__To do__. Filter the entries below, keeping every line that has the word "page".

__Data records__.
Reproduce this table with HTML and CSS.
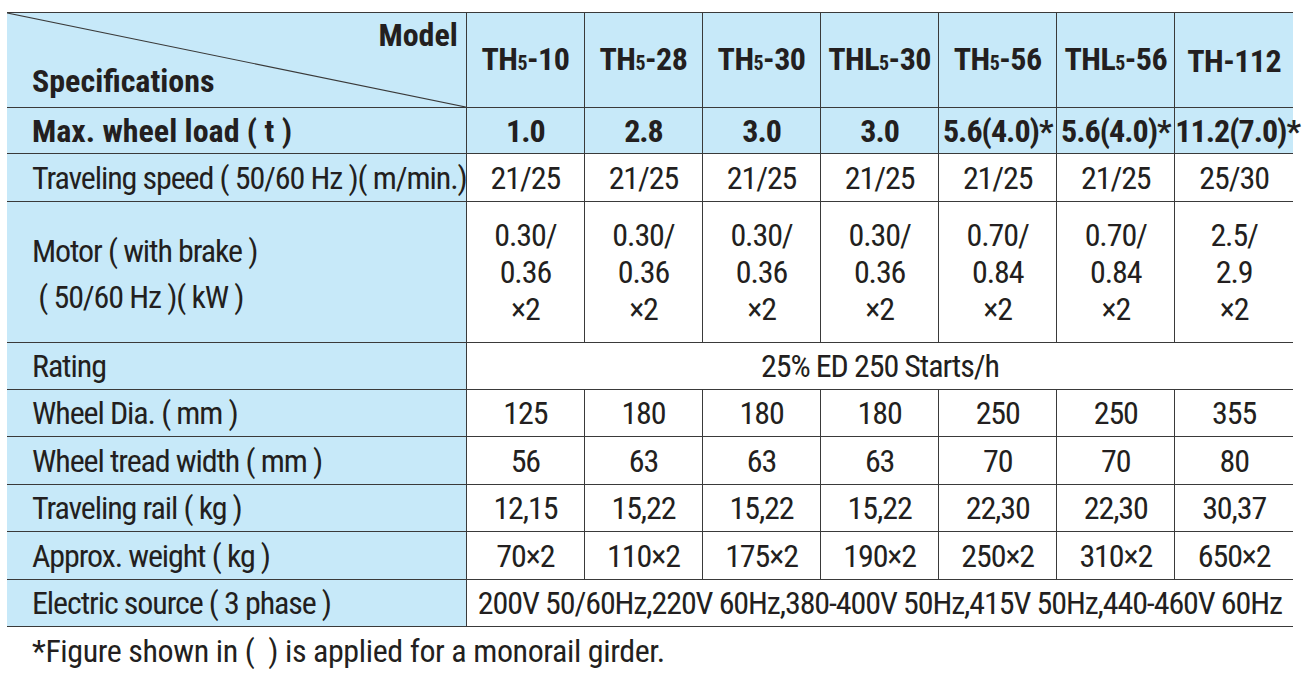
FILE: index.html
```html
<!DOCTYPE html>
<html lang="en">
<head>
<meta charset="utf-8">
<title>Specifications</title>
<link rel="stylesheet" href="styles.css">
</head>
<body>
<div class="page">
  <table class="spec">
    <colgroup>
      <col class="c-label">
      <col class="c-model"><col class="c-model"><col class="c-model"><col class="c-model"><col class="c-model"><col class="c-model"><col class="c-model">
    </colgroup>
    <thead>
      <tr class="r-head">
        <th class="corner">
          <svg class="diag" viewBox="0 0 100 100" preserveAspectRatio="none" aria-hidden="true"><line x1="0" y1="0" x2="100" y2="100" stroke="#3a3a3a" stroke-width="1.2" vector-effect="non-scaling-stroke"/></svg>
          <div class="corner-inner">
            <span class="corner-model">Model</span>
            <span class="corner-spec">Specifications</span>
          </div>
        </th>
        <th class="model">TH<span class="sub">5</span>-10</th>
        <th class="model">TH<span class="sub">5</span>-28</th>
        <th class="model">TH<span class="sub">5</span>-30</th>
        <th class="model">THL<span class="sub">5</span>-30</th>
        <th class="model">TH<span class="sub">5</span>-56</th>
        <th class="model">THL<span class="sub">5</span>-56</th>
        <th class="model">TH-112</th>
      </tr>
      <tr class="r-load">
        <th class="label">Max. wheel load ( t )</th>
        <th class="load">1.0</th>
        <th class="load">2.8</th>
        <th class="load">3.0</th>
        <th class="load">3.0</th>
        <th class="load">5.6(4.0)*</th>
        <th class="load">5.6(4.0)*</th>
        <th class="load">11.2(7.0)*</th>
      </tr>
    </thead>
    <tbody>
      <tr class="r-tall">
        <th class="label">Traveling speed ( 50/60 Hz )( m/min.)</th>
        <td>21/25</td><td>21/25</td><td>21/25</td><td>21/25</td><td>21/25</td><td>21/25</td><td>25/30</td>
      </tr>
      <tr class="r-motor">
        <th class="label label-motor">Motor ( with brake )<br>&nbsp;( 50/60 Hz )( kW )</th>
        <td class="stack">0.30/<br>0.36<br>×2</td>
        <td class="stack">0.30/<br>0.36<br>×2</td>
        <td class="stack">0.30/<br>0.36<br>×2</td>
        <td class="stack">0.30/<br>0.36<br>×2</td>
        <td class="stack">0.70/<br>0.84<br>×2</td>
        <td class="stack">0.70/<br>0.84<br>×2</td>
        <td class="stack">2.5/<br>2.9<br>×2</td>
      </tr>
      <tr class="r-std">
        <th class="label">Rating</th>
        <td colspan="7">25% ED 250 Starts/h</td>
      </tr>
      <tr class="r-std">
        <th class="label">Wheel Dia. ( mm )</th>
        <td>125</td><td>180</td><td>180</td><td>180</td><td>250</td><td>250</td><td>355</td>
      </tr>
      <tr class="r-tall">
        <th class="label">Wheel tread width ( mm )</th>
        <td>56</td><td>63</td><td>63</td><td>63</td><td>70</td><td>70</td><td>80</td>
      </tr>
      <tr class="r-std">
        <th class="label">Traveling rail ( kg )</th>
        <td>12,15</td><td>15,22</td><td>15,22</td><td>15,22</td><td>22,30</td><td>22,30</td><td>30,37</td>
      </tr>
      <tr class="r-tall">
        <th class="label">Approx. weight ( kg )</th>
        <td>70×2</td><td>110×2</td><td>175×2</td><td>190×2</td><td>250×2</td><td>310×2</td><td>650×2</td>
      </tr>
      <tr class="r-std r-last">
        <th class="label">Electric source ( 3 phase )</th>
        <td colspan="7">200V 50/60Hz,220V 60Hz,380-400V 50Hz,415V 50Hz,440-460V 60Hz</td>
      </tr>
    </tbody>
  </table>
  <p class="note">*Figure shown in (&nbsp;&nbsp;) is applied for a monorail girder.</p>
</div>
</body>
</html>
```

FILE: styles.css
```css
html, body {
  margin: 0;
  background: #ffffff;
}

body {
  font-family: "Roboto", "Liberation Sans Narrow", "Arial Narrow", sans-serif;
  font-stretch: 75%;
  color: #231f20;
}

.page {
  padding: 12px 0 0 7px;
}

.spec {
  border-collapse: collapse;
  table-layout: fixed;
  width: 1286px;
  font-size: 32px;
  letter-spacing: -1.1px;
}

.c-label { width: 459px; }
.c-model { width: 118px; }

.spec th,
.spec td {
  padding: 0;
  border: 1px solid #3a3a3a;
  text-align: center;
  vertical-align: middle;
  line-height: 38px;
  white-space: nowrap;
}

.spec th { font-weight: normal; }

.spec tr > :first-child { border-left: none; }
.spec tr > :last-child { border-right: none; }

.spec thead th {
  background: #c7e9f9;
  font-weight: bold;
  letter-spacing: 0;
}

.spec .label {
  background: #c7e9f9;
  text-align: left;
  padding-left: 25px;
}

.r-head > * {
  border-top: 3px solid #2e2e2e;
  height: 94px;
}

.spec .model {
  height: 92px;
  padding-top: 2px;
  letter-spacing: -0.5px;
}

.spec .load {
  letter-spacing: -1px;
}

.r-load > * {
  height: 45px;
  border-bottom: 3px solid #2e2e2e;
}

.r-std > * { height: 46px; }
.r-tall > * { height: 47px; }

.r-motor > * { height: 140px; }

.r-last > * { border-bottom: 3px solid #2e2e2e; }

.sub {
  font-size: 0.62em;
  font-weight: bold;
}

.corner {
  position: relative;
}

.corner .diag {
  position: absolute;
  left: 0;
  top: 0;
  width: 100%;
  height: 100%;
}

.corner-inner {
  display: flex;
  flex-direction: column;
  justify-content: space-between;
  height: 94px;
  padding: 4px 8px 8px 25px;
  box-sizing: border-box;
  line-height: 36px;
}

.corner-model { align-self: flex-end; }
.corner-spec { align-self: flex-start; }

.spec .label-motor {
  line-height: 46px;
  height: 136px;
  padding-top: 4px;
}

.spec .stack {
  line-height: 37px;
  height: 139px;
  padding-top: 1px;
}

.note {
  margin: 6px 0 0 0;
  padding-left: 25px;
  font-size: 32px;
  letter-spacing: -0.4px;
  line-height: 36px;
}
```
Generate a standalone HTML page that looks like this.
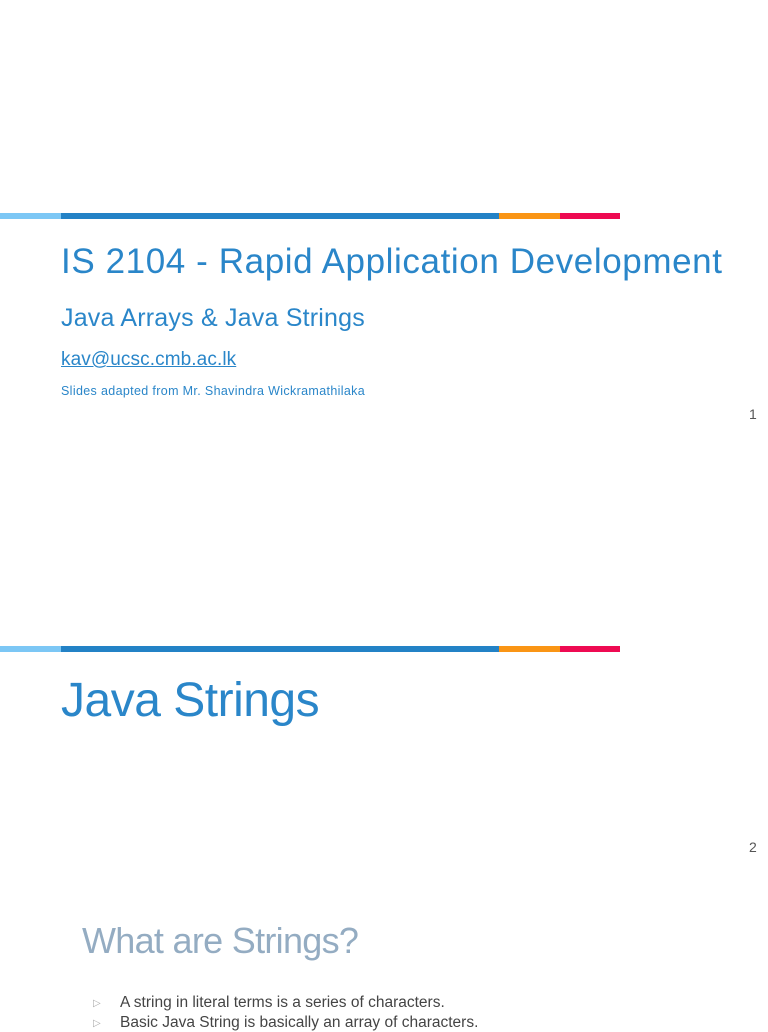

__Answer in full__.
<div class="page">
.page {
Generate a standalone HTML page that looks like this.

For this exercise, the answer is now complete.